„Das blaue Zimmer“ von Mathieu Amalric


"Das blaue Zimmer" ("La Chambre Bleue") von Mathieu Amalric überzeugte bei den Französischen Filmtagen Stuttgart/Tübingen. Foto: Arsenal Filmverleih

„Das blaue Zimmer“ („La Chambre Bleue“) von Mathieu Amalric überzeugte bei den Französischen Filmtagen Stuttgart/Tübingen. Foto: Arsenal Filmverleih

Die Lust am Pranger

Der selbstvergessenen Lust wohnt das Verhängnis inne. Wir folgen der Kamera den Gang hinunter in das blaue Zimmer, das keine Uhrzeiten und Verantwortlichkeiten kennt, nur das zerwühlte Bett und den schönen Frauenkörper darin, der sich nackt auf den Rücken rollt, um die Schenkel zu öffnen. Und wir begreifen: Hier gibt es sicherlich keine Rationalität mehr, hier wurde schon zu viel in Kauf genommen.
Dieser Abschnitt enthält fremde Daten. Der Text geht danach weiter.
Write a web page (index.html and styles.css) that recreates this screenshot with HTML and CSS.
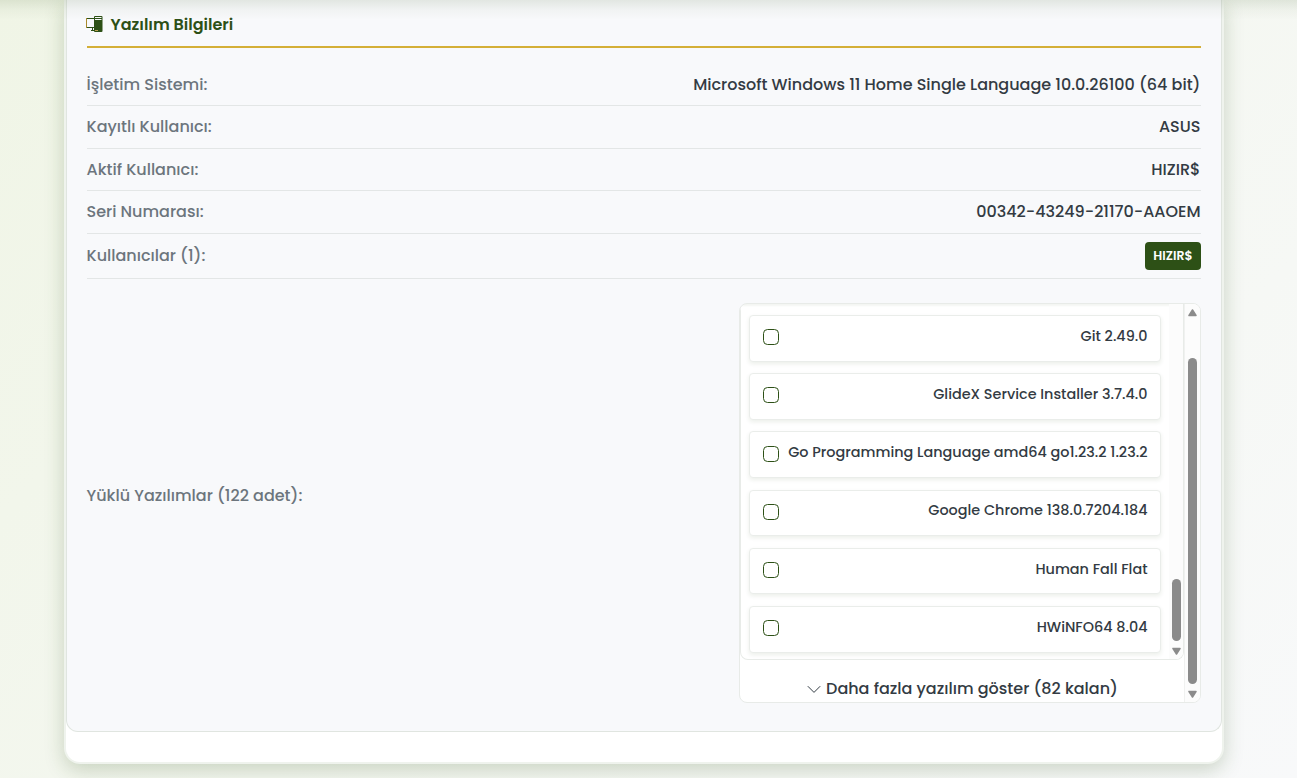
FILE: index.html
```html
<!DOCTYPE html>
<html lang="tr">
<head>
<meta charset="utf-8">
<title>Yazılım Bilgileri</title>
<link rel="stylesheet" href="styles.css">
</head>
<body>
<div class="top-shade"></div>
<main class="card">
  <section class="section">
    <h2 class="title">
      <svg class="title-icon" width="17" height="16" viewBox="0 0 17 16"><path d="M8 2.5H.5v9H8" fill="none" stroke="#2d5016"/><path d="M.5 2v10" stroke="#a98a2c"/><path d="M5 14.500h3M6.500 12v2" fill="none" stroke="#2d5016"/><path d="M9 0h6.500a1 1 0 0 1 1 1v14a1 1 0 0 1-1 1H9a1 1 0 0 1-1-1V1a1 1 0 0 1 1-1z" fill="#2d5016"/><path d="M9 1.500h6.500M9 3.500h6.500" stroke="#f8f9fb"/><path d="M9 14.500h3" stroke="#b8a050"/></svg>
      <span>Yazılım Bilgileri</span>
    </h2>
    <div class="row r1"><span class="label">İşletim Sistemi:</span><span class="value">Microsoft Windows 11 Home Single Language 10.0.26100 (64 bit)</span></div>
    <div class="row r2"><span class="label">Kayıtlı Kullanıcı:</span><span class="value">ASUS</span></div>
    <div class="row r3"><span class="label">Aktif Kullanıcı:</span><span class="value">HIZIR$</span></div>
    <div class="row r4"><span class="label">Seri Numarası:</span><span class="value">00342-43249-21170-AAOEM</span></div>
    <div class="row r5"><span class="label">Kullanıcılar (1):</span><span class="badge">HIZIR$</span></div>
    <div class="row list-row">
      <span class="label list-label">Yüklü Yazılımlar (122 adet):</span>
      <div class="outer">
        <div class="outer-body">
          <div class="inner">
            <div class="items">
              <div class="item"><i class="check"></i><span>Git 2.49.0</span></div>
              <div class="item"><i class="check"></i><span>GlideX Service Installer 3.7.4.0</span></div>
              <div class="item"><i class="check"></i><span>Go Programming Language amd64 go1.23.2 1.23.2</span></div>
              <div class="item"><i class="check"></i><span>Google Chrome 138.0.7204.184</span></div>
              <div class="item"><i class="check"></i><span>Human Fall Flat</span></div>
              <div class="item"><i class="check"></i><span>HWiNFO64 8.04</span></div>
            </div>
            <div class="bar inner-bar"><i class="thumb"></i><svg width="9" height="8" viewBox="0 0 9 8"><path d="M1 1.500h7L4.500 7z" fill="#8b8b8b" stroke="#8b8b8b" stroke-width="1.500" stroke-linejoin="round"/></svg></div>
          </div>
          <div class="more"><svg width="14" height="9" viewBox="0 0 14 9"><path d="M.8 1.200L7 7.400l6.200-6.200" fill="none" stroke="#333b43"/></svg><span>Daha fazla yazılım göster (82 kalan)</span></div>
        </div>
        <div class="bar outer-bar"><svg width="9" height="8" viewBox="0 0 9 8"><path d="M1 6.500h7L4.500 1z" fill="#8b8b8b" stroke="#8b8b8b" stroke-width="1.500" stroke-linejoin="round"/></svg><i class="thumb"></i><svg width="9" height="8" viewBox="0 0 9 8"><path d="M1 1.500h7L4.500 7z" fill="#8b8b8b" stroke="#8b8b8b" stroke-width="1.500" stroke-linejoin="round"/></svg></div>
      </div>
    </div>
  </section>
</main>
</body>
</html>
```
FILE: styles.css
```css
* { box-sizing: border-box; }
body { margin: 0; height: 778px; overflow: hidden; font: 500 16px/24px Poppins, Inter, sans-serif; color: #333b43; background: linear-gradient(135deg, #f0f5e6 0%, #f8f9fa 100%); }
.top-shade { position: absolute; z-index: 2; left: 0; top: 0; width: 100%; height: 20px; background: linear-gradient(rgba(45,80,22,.11), rgba(45,80,22,.035) 50%, rgba(45,80,22,0)); }
.card { width: 1160px; height: 764px; margin-left: 64px; background: #fff; border: 2px solid #eff3ed; border-top: 0; border-radius: 0 0 16px 16px; box-shadow: 0 6px 20px rgba(45,80,22,.22); }
.section { height: 732px; padding: 0 20px; background: #f8f9fb; border: 1px solid #e0e5e0; border-top: 0; border-radius: 0 0 12px 12px; }
.title { margin: 0 0 15px; height: 48px; padding-top: 2px; display: flex; align-items: center; gap: 7px; font-size: 16px; font-weight: 600; color: #2d5016; border-bottom: 2px solid #d4af37; }
.title span { padding-top: 2px; margin-left: -.5px; white-space: nowrap; }
.title-icon { margin-left: -1px; margin-right: 1px; }
.row { display: flex; justify-content: space-between; align-items: center; border-bottom: 1px solid #e3e6e6; white-space: nowrap; }
.label { color: #6c757d; margin-left: -.5px; }
.value { margin-right: .5px; }
.r1, .r2, .r4 { height: 43px; }
.r1 { padding-top: 1px; }
.r3 { height: 42px; }
.r5 { height: 45px; }
.badge { display: flex; align-items: center; justify-content: center; width: 56px; height: 28px; border-radius: 4px; background: #2d5016; color: #fff; font-size: 12.500px; font-weight: 600; }
.list-row { border: 0; padding-top: 24px; align-items: flex-start; }
.list-label { margin-top: 181px; }
.outer { width: 462px; height: 400px; display: flex; background: #fff; border: 1px solid #e8ebe8; border-radius: 8px; overflow: hidden; }
.outer-body { width: 444px; }
.inner { height: 356px; display: flex; border: 1px solid #e8ebe8; border-top: 0; border-radius: 0 0 8px 8px; overflow: hidden; box-shadow: inset 0 3px 2px -1px rgba(45,80,22,.05); }
.items { width: 428px; padding: 11px 0 0 8px; display: flex; flex-direction: column; gap: 11.600px; }
.item { width: 412px; height: 46.600px; flex: none; padding: 0 12.500px 0 13px; display: flex; align-items: center; justify-content: space-between; background: #fff; border: 1px solid #eaedea; border-radius: 4px; box-shadow: 0 2px 4px rgba(45,80,22,.09); font-size: 14.400px; }
.item span { margin-top: -5px; }
.check { width: 16px; height: 16px; margin-top: -2px; border: 1px solid #2d5016; border-radius: 4.500px; }
.bar { display: flex; flex-direction: column; align-items: center; background: #fcfcfc; }
.thumb { width: 9px; border-radius: 5px; background: #8b8b8b; }
.inner-bar { width: 14px; padding-top: 275px; }
.inner-bar .thumb { height: 62px; margin-bottom: 6px; }
.outer-bar { width: 16px; padding-top: 5px; border-left: 1px solid #f0f1f0; }
.outer-bar .thumb { height: 326px; margin: 41px 0 6px; }
.more { height: 42px; padding: 16px 0 0 1px; display: flex; align-items: center; justify-content: center; gap: 5px; }
```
In Zeitsprüngen zwischen dem Jetzt und Damals erzählt Mathieu Amalrics „Das blaue Zimmer“ („La Chambre Bleue„, nach einer Romanvorlage von George Simenon aus dem Jahr 1964) eine der ältesten Geschichten der Welt, die der außerehelichen Affäre ein weiteres Mal.
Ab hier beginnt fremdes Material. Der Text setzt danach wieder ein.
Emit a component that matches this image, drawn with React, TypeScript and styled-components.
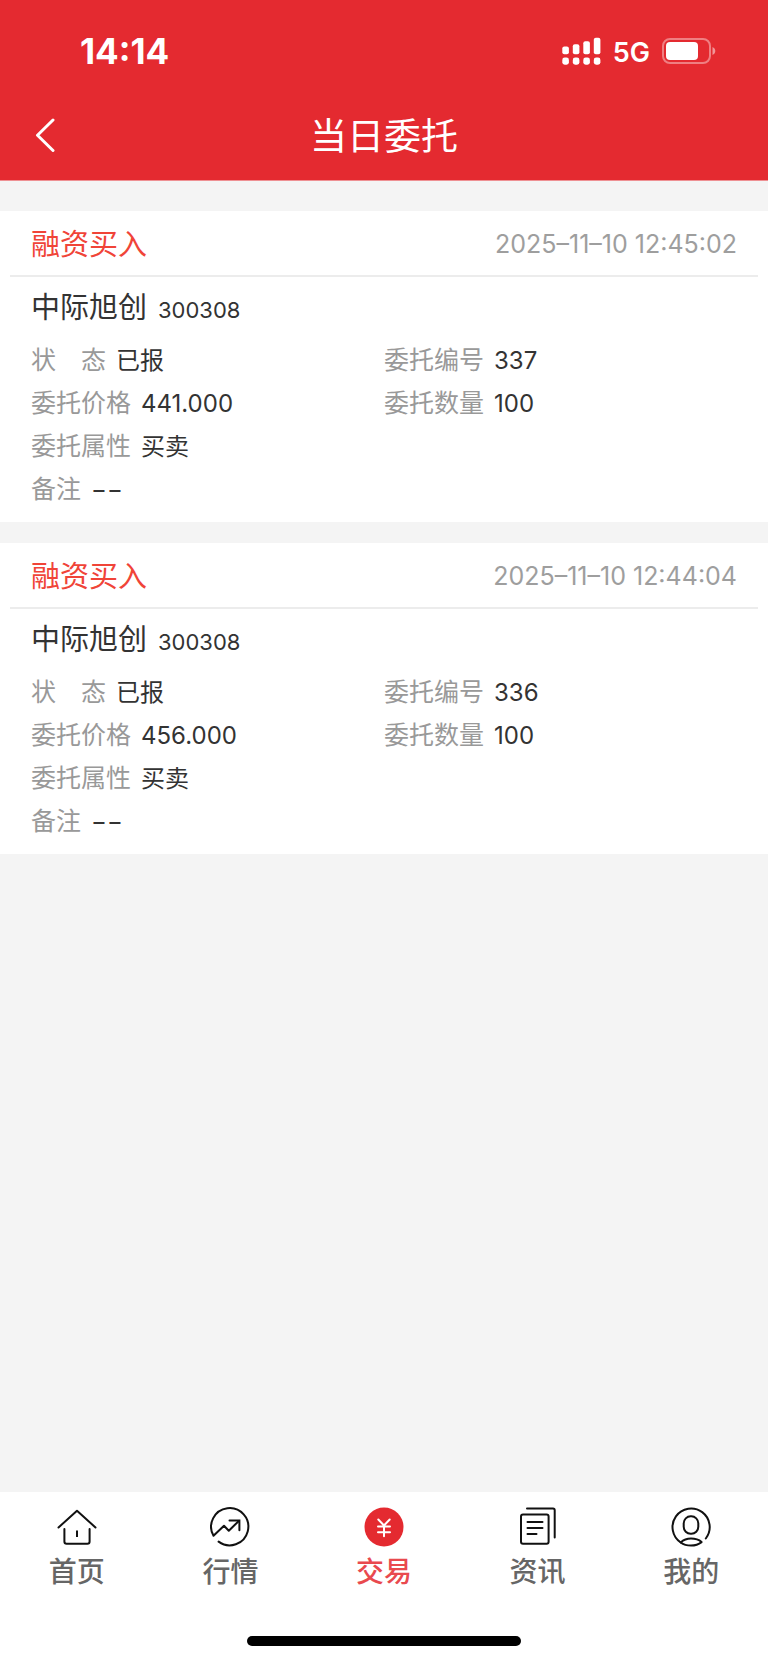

Wie Julien (Amalric übernimmt eine der Hauptrollen selbst) nach Jahren in das Heimatdorf zurückkehrt und mit der aparten, zu großen, sozial unerreichbar geglaubten Esther (Stéphanie Cléau) eine intensive Liebesbeziehung eingeht. Erst schließen sie das Fenster, dann steht es irgendwann offen, dann schlafen sie beide für die Welt da draußen sichtbar miteinander, ans Fenstersims gelehnt. Die Hemmungen, sie fallen schnell.

Die Worte, die zwischen den beiden gewechselt werden, sie erscheinen so nebensächlich wie bedeutungsschwanger: Alles Dahingesagte könnte genauso gut ein Versprechen sein. Dazwischen wieder schweißfilmüberdeckte Körper und ein Tropfen Blut auf dem weißen Bettleinen, der schon wie die böse Vorahnung der letztendlichen Konsequenzen erscheint.
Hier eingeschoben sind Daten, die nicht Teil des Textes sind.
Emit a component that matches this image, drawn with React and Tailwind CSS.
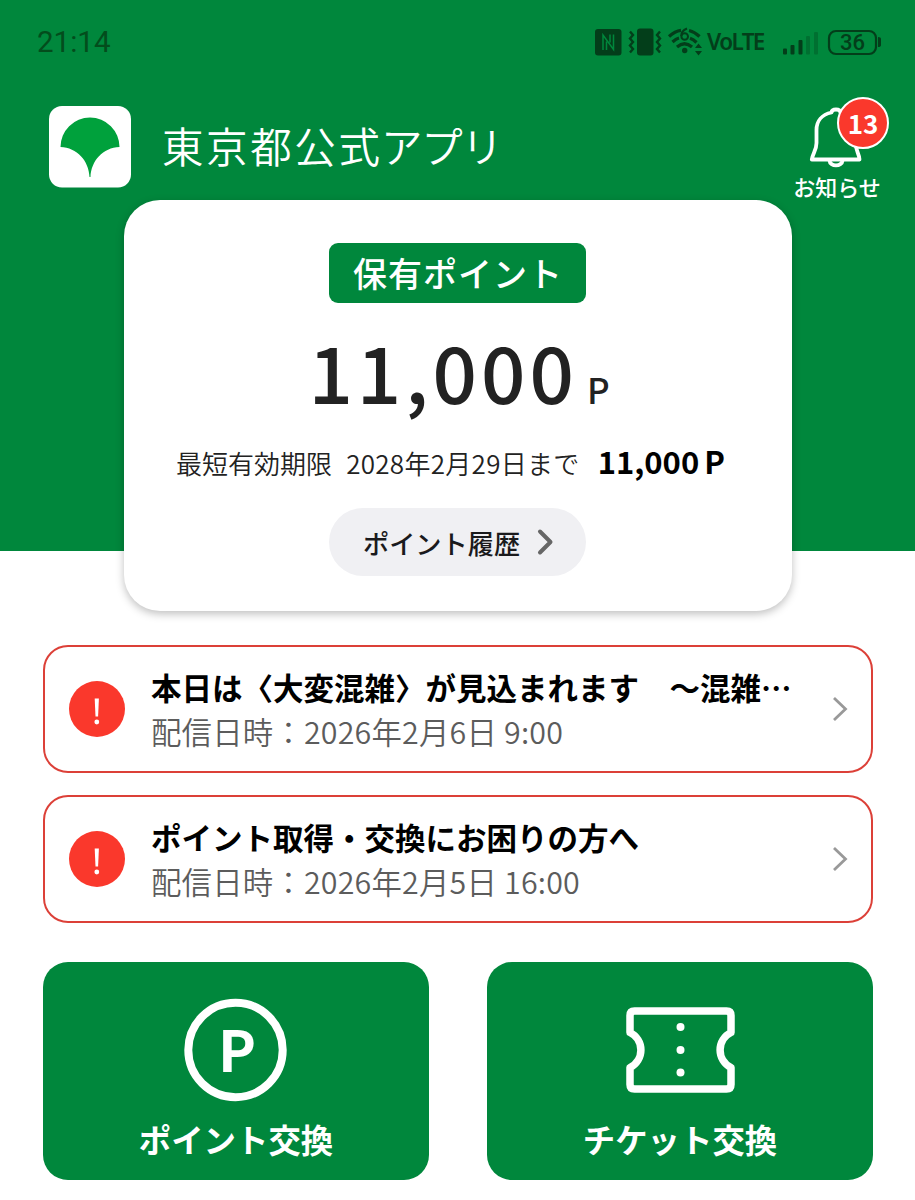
import React from 'react';

const notices = [
  { title: '本日は〈大変混雑〉が見込まれます　〜混雑…', date: '配信日時：2026年2月6日 9:00' },
  { title: 'ポイント取得・交換にお困りの方へ', date: '配信日時：2026年2月5日 16:00' },
];

const StatusIcons = () => (
  <div className="flex items-center text-[#033e1a]">
    {/* NFC + vibrate + wifi */}
    <svg width="110" height="32" viewBox="0 0 110 32" fill="none">
      <rect x="0" y="3" width="26.5" height="26.5" rx="3" fill="currentColor" />
      <path d="M8 24V9L18.500 23.500V8.500M11.500 24V15.500M15 8.500V16.500" stroke="#00873c" strokeWidth="1.500" />
      <rect x="42" y="2.500" width="16.500" height="27" rx="3" fill="currentColor" />
      <path d="M35 5.500l3 3.500-3 3.500 3 3.500-3 3.500 3 3.500-3 3.500M65 5.500l-3 3.500 3 3.500-3 3.500 3 3.500-3 3.500 3 3.500" stroke="currentColor" strokeWidth="2.400" />
      <path d="M74 10.500Q80 5 86 4.300M94 4.500Q100 6 104.500 10.500M77.500 16Q81 12.700 84 12M95 12.300Q98.500 13.500 101.500 16.500M82 21Q89.500 14.500 97 21" stroke="currentColor" strokeWidth="3.200" />
      <path d="M92 2.500Q86 5 86.200 10" stroke="currentColor" strokeWidth="2" />
      <circle cx="89.700" cy="10.500" r="3.300" stroke="currentColor" strokeWidth="2" />
      <circle cx="89.700" cy="24.500" r="2.700" fill="currentColor" />
      <path d="M100 22l3.500-4.500 3.500 4.500zM100 25h7l-3.500 4.500z" fill="currentColor" />
    </svg>
    <span className="ml-[2px] w-[58px] whitespace-nowrap font-['Noto_Sans'] text-[22.500px] font-semibold leading-8 tracking-[-1.600px]">VoLTE</span>
    {/* signal + battery */}
    <svg className="ml-[18px]" width="100" height="32" viewBox="0 0 100 32">
      <g fill="currentColor">
        <rect x="0" y="22.500" width="4" height="6" rx="1" />
        <rect x="7.500" y="19" width="4" height="9.500" rx="1" />
        <rect x="15.500" y="14" width="4" height="14.500" rx="1" />
        <g opacity=".3">
          <rect x="23" y="10" width="4" height="18.500" rx="1" />
          <rect x="31" y="6" width="4" height="22.500" rx="1" />
        </g>
        <path d="M95 11q3 0 3 2v6q0 2-3 2z" />
      </g>
      <rect x="46" y="5" width="47" height="23" rx="7" fill="none" stroke="currentColor" strokeWidth="2.200" />
      <text x="69.500" y="24" textAnchor="middle" className="font-['Roboto'] text-[22px] font-medium" fill="currentColor">36</text>
    </svg>
  </div>
);

const GinkgoLogo = () => (
  <svg width="82" height="82" viewBox="0 0 82 82">
    <rect width="82" height="81.500" rx="13" fill="#fff" />
    <path d="M11.500 41A29.500 29.500 0 0 1 70.500 41C54 41.500 42 55 41.500 71H40.500C40 55 28 41.500 11.500 41Z" fill="#00a13c" />
  </svg>
);

const NoticeBell = () => (
  <button className="relative flex w-[90px] flex-col items-center text-white">
    <svg width="56" height="64" viewBox="0 0 56 64" fill="none" stroke="currentColor" strokeWidth="3.800" strokeLinejoin="round">
      <path d="M22.500 7.500C23 3.500 31 3.500 31.500 7.500C41 9.500 46.500 16 46.500 25V38C46.500 45 50 48 50.500 54.500H2.800C4 48 7.500 45 7.500 38V25C7.500 16 13 9.500 22.500 7.500Z" />
      <path d="M20.500 55.500C21 62 33 62 33.500 55.500" />
    </svg>
    <span className="mt-[3px] whitespace-nowrap text-[22px] font-medium leading-7">お知らせ</span>
    <span className="absolute left-[45px] top-[-8px] flex h-[52px] w-[52px] items-center justify-center rounded-full border-2 border-white bg-[#fa382c] text-[26px] font-bold leading-none">
      <span className="-mt-px">13</span>
    </span>
  </button>
);

const NoticeCard = ({ title, date }) => (
  <button className="flex h-[128px] w-full items-center rounded-[25px] border-2 border-[#dc4038] bg-white pl-6 pr-[22px] text-left">
    <svg className="shrink-0" width="56" height="56" viewBox="0 0 56 56">
      <circle cx="28" cy="28" r="28" fill="#fa382c" />
      <path d="M25.700 17.500h4.200l-.8 18h-2.600z" fill="#fff" />
      <circle cx="27.800" cy="41" r="2.400" fill="#fff" />
    </svg>
    <div className="ml-[26px] flex-1 whitespace-nowrap">
      <p className="text-[30.500px] font-bold leading-[44px] text-black">{title}</p>
      <p className="text-[30.400px] font-[350] leading-[44px] tracking-[0.200px] text-[#5c5c5c]">{date}</p>
    </div>
    <svg className="shrink-0" width="18" height="28" viewBox="0 0 18 28" fill="none" stroke="#999" strokeWidth="2.800">
      <path d="M3 3L14.500 14L3 25" />
    </svg>
  </button>
);

const PointIcon = () => (
  <svg width="104" height="104" viewBox="0 0 104 104">
    <circle cx="51.500" cy="52" r="47.200" fill="none" stroke="#fff" strokeWidth="8" />
    <text x="53" y="74" textAnchor="middle" fill="#fff" className="text-[57px] font-bold">P</text>
  </svg>
);

const TicketIcon = () => (
  <svg width="110" height="104" viewBox="0 0 110 104" fill="none">
    <path d="M10 13H101.500Q106 13 106 17.500V34.500A19.500 19.500 0 0 0 106 69.500V86.500Q106 91 101.500 91H9.500Q5 91 5 86.500V69.500A19.500 19.500 0 0 0 5 34.500V17.500Q5 13 9.500 13Z" stroke="#fff" strokeWidth="7.500" strokeLinejoin="round" />
    <g fill="#fff">
      <circle cx="55.500" cy="29" r="4" />
      <circle cx="55.500" cy="52" r="4" />
      <circle cx="55.500" cy="74.500" r="4" />
    </g>
  </svg>
);

const ActionTile = ({ icon: Icon, label }) => (
  <button className="flex h-[218px] w-[386px] flex-col items-center rounded-[25px] bg-[#00873c] pt-9 text-white">
    <Icon />
    <span className="mt-[13px] text-[32.400px] font-bold leading-[48px]">{label}</span>
  </button>
);

export default function App() {
  return (
    <div className="h-[1200px] w-[915px] overflow-hidden bg-white font-['Noto_Sans_CJK_JP',sans-serif]">
      <header className="flex h-[551px] flex-col bg-[#00873c]">
        <div className="flex h-[84px] shrink-0 items-center justify-between pl-[37px] pr-8">
          <span className="font-['Roboto'] text-[29.500px] leading-9 text-[#034d1c]">21:14</span>
          <StatusIcons />
        </div>

        <div className="flex h-[116px] shrink-0 items-start pl-[49px] pr-[33px]">
          <div className="mt-[22px]"><GinkgoLogo /></div>
          <h1 className="ml-[31px] mt-[31px] flex-1 whitespace-nowrap text-[41.500px] font-[350] leading-[60px] tracking-[2.600px] text-white [font-feature-settings:'palt']">東京都公式アプリ</h1>
          <div className="mt-[21px]"><NoticeBell /></div>
        </div>

        {/* Point card hangs over the bottom of the header */}
        <section className="flex h-[411px] w-[668px] shrink-0 flex-col items-center self-center rounded-[36px] bg-white pt-[43px] shadow-[0_3px_9px_rgba(0,0,0,0.25)]">
          <div className="flex h-[60px] w-[257px] items-center justify-center rounded-[9px] bg-[#00873c] pb-[2px] pl-px text-[34px] font-medium tracking-[1px] text-white">保有ポイント</div>
          <div className="ml-[3px] mt-[11px] flex items-baseline text-[#222]">
            <span className="text-[78px] font-medium leading-[112px] tracking-[4px]">11,000</span>
            <span className="ml-[9px] text-[35px] font-medium">P</span>
          </div>
          <div className="mr-[14px] mt-[13px] flex items-baseline whitespace-nowrap text-[26px] font-[350] leading-[44px] text-[#222]">
            <span>最短有効期限</span>
            <span className="ml-[14px] tracking-[0.300px]">2028年2月29日まで</span>
            <span className="ml-[18px] text-[31px] font-bold text-black">11,000</span>
            <span className="ml-[5px] text-[31px] font-bold text-black">P</span>
          </div>
          <button className="mt-[23px] flex h-[68px] w-[257px] items-center rounded-full bg-[#f0f0f3] pl-[34px] text-[26.200px] font-medium text-[#1a1a1c]">
            <span className="mt-[3px]">ポイント履歴</span>
            <svg className="ml-[17px]" width="18" height="28" viewBox="0 0 18 28" fill="none" stroke="#666" strokeWidth="4" strokeLinecap="round" strokeLinejoin="round">
              <path d="M3 3.500L13.500 14L3 24.500" />
            </svg>
          </button>
        </section>
      </header>

      <main className="pl-[43px] pr-[42px] pt-[94px]">
        <div className="flex flex-col gap-[22px]">
          {notices.map((n) => (
            <NoticeCard key={n.title} title={n.title} date={n.date} />
          ))}
        </div>
        <div className="mt-[39px] flex justify-between">
          <ActionTile icon={PointIcon} label="ポイント交換" />
          <ActionTile icon={TicketIcon} label="チケット交換" />
        </div>
      </main>
    </div>
  );
}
Doch da ist das andere Zimmer, das jedweder Erotik entbehrt: Das Verhörzimmer, in dem Julien dem Richter Rede und Antwort stehen muss für mindestens ein Verbrechen, das aus dieser außerehelichen Affäre entstanden sein könnte. Dazwischen immer wieder kriselnde Ehemomente zwischen Julien und seiner Ehefrau Delphine (Léa Drucker).